Thesis
Proust on the move: essence and mobility in À la recherche du temps perdu
- Abstract:
- Does Marcel Proust’s À la recherche du temps perdu (1913–27) have an essence? Or is it a series of mobile fragments, with no underlying purpose, order, or meaning? Over the last sixty years, Proustian criticism has moved steadily towards the second hypothesis. This study argues against that trend. Rather than examining one particular theme or idea, it takes the Recherche as a whole, and goes in search of its essence. The justification for this bold new approach is given in an introduction, entitled ‘For a Hermeneutics of Naïvety’. This argues that influential ‘fragmentary’ readings, like those of Georges Poulet (1963) or Gilles Deleuze (1971), limit our experience of the text as much as earlier readings that theorised its essence. A ‘naïve’ reader, on the other hand, tries to understand what the novel is ‘about’ — its underlying message or vision or form — but without a fixed theorisation of its essence. The ensuing four chapters elaborate a unified, ‘naïve’ reading of the Recherche from beginning to end.
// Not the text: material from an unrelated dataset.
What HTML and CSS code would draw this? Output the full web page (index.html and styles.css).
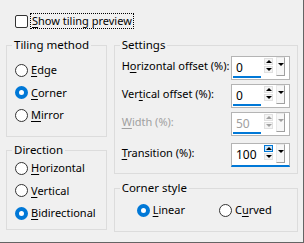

We see how a ‘naïve’ interpretative desire is solicited from the very first pages, and how the novel then builds on this interest in its opening volumes by articulating two contradictory theorisations of the literary text: text as fluid mobility; text as atemporal essence. The thesis then makes a wholly new case for the importance of boredom for hero and reader of the Recherche. It argues that, in the closing volumes, the experience of boredom may solve the hero’s problem with theorisation. A close reading of the final pages leads to the argument that it is the very indeterminacy, or ‘mobility’, of textual essence that underwrites poetic experience in Proust. This fresh approach challenges long-held critical assumptions about the Recherche. It proposes not only a new ‘naïve’ way of reading Proust, but literature more broadly.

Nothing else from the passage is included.